A new feature appeared much later - provincialism despite the fact that we are residents of the "capital". Fear of trains and roads, fear of new places, childish excitement from the tram seen. Distrust, tightness and … an amazing feeling that the whole world is under an obligation to us. "I came to you from Luhansk, from war, do you understand this?!", - a man in the Crimea shouted, demanding the best suite. I caught myself that I would definitely add to the word "far" - "to Luрansk", as if it was important to know for the seller of cookies in a distant Russian city. Will cookies melt on the way to distant Luhansk?

So the crippled seeks to expose his wounds before the healthy ones in order to enjoy the effect of the impression made. It is as if everyone is under an obligation to us, and we take the rap instead of them. While they sleep peacefully, we are being shoot at. Even if so, but the whole world will know about us.

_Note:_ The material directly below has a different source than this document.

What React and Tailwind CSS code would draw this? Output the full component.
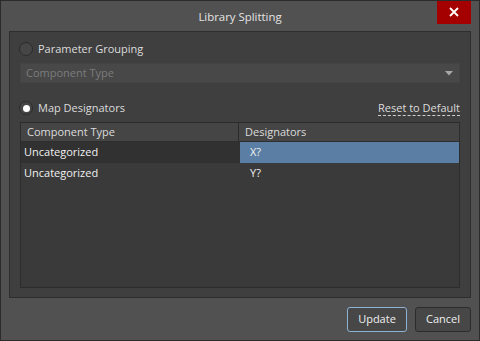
import React from "react";

const font = { fontFamily: '"Open Sans", "Noto Sans", "DejaVu Sans", sans-serif' };

function Radio({ checked }) {
  return (
    <div className="w-[14px] h-[14px] rounded-full border border-[#2c2c2c] bg-[#464646] flex items-center justify-center shrink-0">
      {checked && <div className="w-[7px] h-[7px] rounded-full bg-white" />}
    </div>
  );
}

export default function App() {
  return (
    <div
      className="w-[480px] h-[341px] bg-[#515151] border border-[#2b2b2b] flex flex-col text-[11px] text-[#dcdcdc] overflow-hidden"
      style={font}
    >
      <div className="relative h-[30px] shrink-0 flex items-center justify-center">
        <span className="text-[11.4px] text-[#e4e4e4] mt-[1px]">Library Splitting</span>
        <div className="absolute right-[8px] top-[-1px] w-[34px] h-[24px] bg-[#a50000] flex items-center justify-center">
          <svg width="10" height="10" viewBox="0 0 10 10">
            <path d="M1 1 L9 9 M9 1 L1 9" stroke="#fff" strokeWidth="1.8" />
          </svg>
        </div>
      </div>

      <div className="mx-[8px] h-[267px] border border-[#2e2e2e] bg-[#3f3f3f] flex flex-col px-[10px] shrink-0">
        <div className="h-[20px] mt-[7px] flex items-center gap-[5px] ml-[-1px]">
          <Radio />
          <span>Parameter Grouping</span>
        </div>
        <div className="mt-[4px] h-[20px] bg-[#484848] border border-[#444] rounded-[1px] flex items-center justify-between px-[5px] text-[#7c7c7c]">
          <span>Component Type</span>
          <svg width="8" height="5" viewBox="0 0 8 5" className="mr-[1px]">
            <path d="M0 0 L8 0 L4 4.5 Z" fill="#a8a8a8" />
          </svg>
        </div>
        <div className="mt-[15px] h-[20px] flex items-center justify-between">
          <div className="flex items-center gap-[5px] ml-[-1px]">
            <Radio checked />
            <span>Map Designators</span>
          </div>
          <span className="border-b border-dashed border-[#cfcfcf] leading-[14px] mt-[1px]">Reset to Default</span>
        </div>
        <div className="mt-[4px] h-[166px] border border-[#2c2c2c] bg-[#3a3a3a] flex flex-col">
          <div className="h-[19px] bg-[#454545] border-b border-[#2e2e2e] flex shrink-0">
            <div className="w-[218px] border-r border-[#2a2a2a] flex items-center pl-[6px]">Component Type</div>
            <div className="flex-1 flex items-center pl-[6px]">Designators</div>
          </div>
          <div className="h-[21px] flex">
            <div className="w-[219px] bg-[#313131] flex items-center pl-[3px] text-[#f0f0f0]">Uncategorized</div>
            <div className="flex-1 bg-[#5b7ea4] flex items-center pl-[10px] text-[#f0f0f0]">X?</div>
          </div>
          <div className="h-[20px] flex">
            <div className="w-[219px] flex items-center pl-[3px] text-[#f0f0f0]">Uncategorized</div>
            <div className="flex-1 flex items-center pl-[10px] text-[#f0f0f0]">Y?</div>
          </div>
        </div>
      </div>

      <div className="flex justify-end gap-[8px] pr-[8px] mt-[9px]">
        <div className="w-[60px] h-[25px] rounded-[3px] border border-[#8cb2d4] bg-[#474747] flex items-center justify-center text-[#f0f0f0]">
          Update
        </div>
        <div className="w-[56px] h-[25px] rounded-[3px] border border-[#2c2c2c] bg-[#474747] flex items-center justify-center text-[#f0f0f0]">
          Cancel
        </div>
      </div>
    </div>
  );
}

I hate myself for this new trait and cannot yet overcome it. I willingly tell casual acquaintances about the war, like old sailors told tall tales for a cannikin of rum and pinch of snuff. I hate myself for this too, because I… like to answer these questions about the war. I am an expert in the matters of survival for strangers, as an experienced seller of CDs or coffee machines.

I also learned what stigmatization is, when I was told once and again that only bad mother could leave her child under shelling that summer. And only a madman did not leave the city voluntarily at that time…

I became different. Prickly like a hedgehog. Suspicious. With almost no smile. I became not pleasant to myself, let alone the others. And this is the path of five years, only five years. What will be next?